I respect that the JVM has to be conservative, but there is a real usability problem here, and the security gain is a little questionable to me!

> Another idea: define a one way function that maps the IP:port pair into a value which is displayed in the exception message. For debugging purposes this might be enough since the one doing debugging might know the set of possible IP:port pairs in advance. He could then apply the function to each of them in turn and find out the matching pair.

This is interesting, but only if you can enumerate the IP:port that might match.  We have a Apache Mesos cluster with O(100) nodes, each of which is assigned a pool of 1000 ports to assign to applications.  Needing to enumerate a million possible hash matches could be a royal pain, and my understanding is that 100 nodes is not even near the size of the largest production clusters out there.  It's not quite to the level of a non-starter, but as those numbers scale it could easily become useless.

Some of the exceptions may not have a specific port (hostname resolution), may have port 0, or such a dynamically assigned port, so you'd have to guess these special cases too.

Additionally, with cloud providers, you may not understand the space of IPs that an Abstract Cloud Device like ELB might come from -- it's coming from an AWS pool that you have no visibility into.

> On Jan 2, 2018, at 8:35 AM, Alan Bateman <Alan.Bateman at oracle.com> wrote:
> 
> On 29/12/2017 00:33, Steven Schlansker wrote:
>> Thanks for the discussion!
>> 
>> So, it sounds like amending the message by default is going to be a non-starter -- but at least adding the information otherwise might be possible.
>> 
> There are examples in other area where exceptions include detail information (for diagnostics purposes) when not running with a security manager.
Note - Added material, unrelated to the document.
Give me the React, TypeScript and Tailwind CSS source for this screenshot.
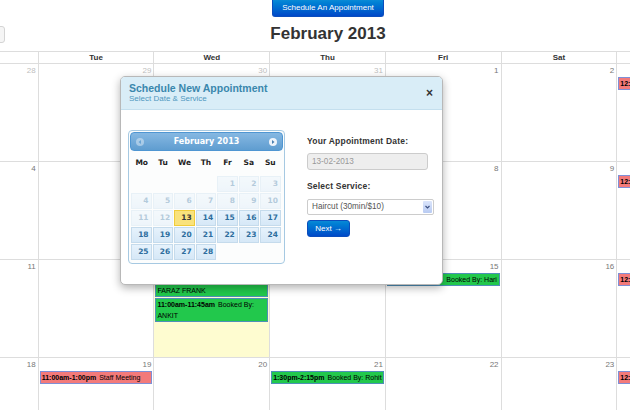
import React from "react";

type Ev = { kind: "red" | "green"; time: string; title: string };
type Day = { d: number; out?: boolean; today?: boolean; ev?: Ev[] };

const lunch: Ev = { kind: "red", time: "12:00pm-1:00pm", title: "Lunch Break" };

const weeks: Day[][] = [
  [
    { d: 28, out: true },
    { d: 29, out: true },
    { d: 30, out: true },
    { d: 31, out: true },
    { d: 1 },
    { d: 2 },
    { d: 3, ev: [lunch] },
  ],
  [{ d: 4 }, { d: 5 }, { d: 6 }, { d: 7 }, { d: 8 }, { d: 9 }, { d: 10, ev: [lunch] }],
  [
    { d: 11 },
    { d: 12 },
    {
      d: 13,
      today: true,
      ev: [
        { kind: "green", time: "10:00am-10:45am", title: "Booked By: FARAZ FRANK" },
        { kind: "green", time: "11:00am-11:45am", title: "Booked By: ANKIT" },
      ],
    },
    { d: 14 },
    { d: 15, ev: [{ kind: "green", time: "9:30am-10:15am", title: "Booked By: Hari" }] },
    { d: 16 },
    { d: 17, ev: [lunch] },
  ],
  [
    { d: 18 },
    { d: 19, ev: [{ kind: "red", time: "11:00am-1:00pm", title: "Staff Meeting" }] },
    { d: 20 },
    { d: 21, ev: [{ kind: "green", time: "1:30pm-2:15pm", title: "Booked By: Rohit" }] },
    { d: 22 },
    { d: 23 },
    { d: 24, ev: [lunch] },
  ],
];

function Event({ e }: { e: Ev }) {
  const color =
    e.kind === "red"
      ? "bg-[#f37a7a] border-[#7f8fd6]"
      : "bg-[#22c84c] border-[#4f8fb8]";
  return (
    <div className={`mx-px mb-px border ${color} px-px text-[7px] leading-[11px] text-black overflow-hidden`}>
      <span className="font-bold">{e.time}</span>
      <span className="ml-[3px]">{e.title}</span>
    </div>
  );
}

const dayNames = ["Mon", "Tue", "Wed", "Thu", "Fri", "Sat", "Sun"];
const dpNames = ["Mo", "Tu", "We", "Th", "Fr", "Sa", "Su"];

function DatePicker() {
  const cells: (number | null)[] = [null, null, null, null];
  for (let i = 1; i <= 28; i++) cells.push(i);
  return (
    <div className="w-[157px] h-[134px] border border-[#a6c9e2] rounded-[4px] bg-[#fcfdfd] p-[1px] font-['DejaVu_Sans',Verdana,sans-serif]">
      <div className="h-[19px] rounded-[4px] border border-[#4f96d2] bg-gradient-to-b from-[#86b8e2] to-[#5f9dd0] flex items-center justify-between px-[5px] text-white">
        <svg width="8" height="8" viewBox="0 0 8 8" className="opacity-40">
          <circle cx="4" cy="4" r="4" fill="#ffffff" />
          <path d="M5 2 L2.5 4 L5 6 Z" fill="#5f9dd0" />
        </svg>
        <span className="text-[8px] font-bold leading-[10px]">February 2013</span>
        <svg width="8" height="8" viewBox="0 0 8 8">
          <circle cx="4" cy="4" r="4" fill="#eef4fb" />
          <path d="M3 2 L5.5 4 L3 6 Z" fill="#4a7fb0" />
        </svg>
      </div>
      <div className="pl-[1px] pr-[2px]">
        <div className="grid grid-cols-7 mt-[6px] h-[12px] text-[7.5px] font-bold leading-[12px] text-[#222] text-center">
          {dpNames.map((n) => (
            <div key={n}>{n}</div>
          ))}
        </div>
        <div className="grid grid-cols-7 gap-[1px] mt-[7px]">
          {cells.map((c, i) => {
            if (c === null) return <div key={i} className="h-[16px]" />;
            let cls =
              "border-[#c5dbec] bg-gradient-to-b from-[#e6f2fc] to-[#d6e8f7] text-[#2e6e9e]";
            if (c < 13) cls += " opacity-[0.35]";
            if (c === 13)
              cls = "border-[#f0cc3a] bg-[#f9e27c] text-[#363636]";
            return (
              <div
                key={i}
                className={`h-[16px] border ${cls} text-right pr-[2px] text-[7.5px] font-bold leading-[14px]`}
              >
                {c}
              </div>
            );
          })}
        </div>
      </div>
    </div>
  );
}

function Modal() {
  return (
    <div className="absolute left-[120px] top-[76px] w-[323px] h-[209px] bg-white border border-[#b8b8b8] rounded-[5px] shadow-[0_3px_8px_rgba(0,0,0,0.3)] overflow-hidden">
      <div className="h-[33px] bg-[#d9edf7] border-b border-[#c4dfee] flex items-center justify-between pl-[8px] pr-[9px]">
        <div className="text-[#3a87ad]">
          <div className="text-[10.5px] font-bold leading-[12px]">Schedule New Appointment</div>
          <div className="text-[8px] leading-[10px] text-[#4f98bf]">Select Date &amp; Service</div>
        </div>
        <div className="text-[12px] font-bold leading-[12px] text-[#333]">×</div>
      </div>
      <div className="flex pl-[7px] pt-[20px]">
        <DatePicker />
        <div className="ml-[22px] pt-[5px] text-[#333]">
          <div className="text-[8.5px] font-bold leading-[12px] tracking-[0.2px]">Your Appointment Date:</div>
          <div className="mt-[6px] w-[121px] h-[17px] border border-[#ccc] bg-[#eeeeee] rounded-[3px] px-[4px] text-[8.2px] leading-[15px] text-[#999]">
            13-02-2013
          </div>
          <div className="mt-[10px] text-[8.5px] font-bold leading-[12px] tracking-[0.2px]">Select Service:</div>
          <div className="mt-[7px] w-[127px] h-[16px] border border-[#ccc] rounded-[2px] bg-white flex items-center justify-between pl-[4px] pr-[1px]">
            <span className="text-[8.2px] leading-[14px] text-[#555]">Haircut (30min/$10)</span>
            <span className="w-[9px] h-[12px] bg-gradient-to-b from-[#dbe5fb] to-[#b9cbf2] flex items-center justify-center rounded-[1px]">
              <svg width="5" height="4" viewBox="0 0 5 4">
                <path d="M0.5 1 L2.5 3 L4.5 1" stroke="#3b4f80" strokeWidth="1.1" fill="none" />
              </svg>
            </span>
          </div>
          <div className="mt-[5px] w-[43px] h-[17px] rounded-[3px] border border-[#0b4dbd] bg-gradient-to-b from-[#0a8ad6] to-[#0049c8] text-white text-[8px] leading-[15px] text-center">
            Next →
          </div>
        </div>
      </div>
    </div>
  );
}

export default function App() {
  return (
    <div className="relative w-[630px] h-[410px] overflow-hidden bg-white font-['Liberation_Sans',Arial,sans-serif]">
      <div className="ml-[-77px] w-[810px]">
        <div className="flex justify-center h-[17px]">
          <div className="w-[112px] h-[17px] rounded-b-[3px] border border-[#0b4dbd] border-t-0 bg-gradient-to-b from-[#0a8ad6] to-[#0048c8] text-white text-[8px] leading-[16px] text-center">
            Schedule An Appointment
          </div>
        </div>
        <div className="grid grid-cols-[82px_1fr_82px] items-center h-[34px]">
          <div className="h-[17px] border border-[#d4d4d4] bg-[#f5f5f5] rounded-[3px]" />
          <div className="text-center text-[17px] font-bold text-[#333] leading-[20px]">February 2013</div>
          <div />
        </div>
        <div className="border-t border-[#dddddd]">
          <div className="grid grid-cols-7">
            {dayNames.map((n) => (
              <div
                key={n}
                className="h-[12px] border-r border-b border-[#dddddd] text-center text-[8px] font-bold leading-[11px] text-[#333]"
              >
                {n}
              </div>
            ))}
          </div>
          {weeks.map((w, wi) => (
            <div key={wi} className="grid grid-cols-7">
              {w.map((c) => (
                <div
                  key={c.d}
                  className={`h-[98px] border-r border-b border-[#dddddd] ${c.today ? "bg-[#fefcd0]" : ""}`}
                >
                  <div
                    className={`text-right pr-[2px] text-[8px] leading-[13px] ${c.out ? "text-[#c0c0c0]" : "text-[#777]"}`}
                  >
                    {c.d}
                  </div>
                  {c.ev?.map((e, i) => (
                    <Event key={i} e={e} />
                  ))}
                </div>
              ))}
            </div>
          ))}
        </div>
      </div>
      <Modal />
    </div>
  );
}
This may be something to look at here (and easy to try out too as it wouldn't require touching any native code either).

I like that!

For now, I will proceed with improving my prototype to follow this suggestion -- unless there is a security manager, the exceptions are annotated.

An alternate way to activate it, by configuring the platform logger e.g. "java.net.SocketException=TRACE", might be useful in case we want to allow end users to configure the feature explicitly and independent of security manager.

Unfortunately I don't see how I can avoid changing the native code -- the exception message is initialized in native code, and by the time we call back to Java code, the necessary information is not passed in to the SocketException subclass constructor.  So I may be misinterpreting your guidance here, but I'm not seeing it.

I think I will hold off on adding Java level fields to the exception types.  I expect if I do that, I will then have to get a spec change to add appropriate public API to make the data actually usable.  Since the goal here is for log diagnostics as opposed to more structured data at the Java level, I'll avoid it.  It also avoids any complications with regards to changing the serial format for such a common type.  But I do think it means the work has to be done in the native code.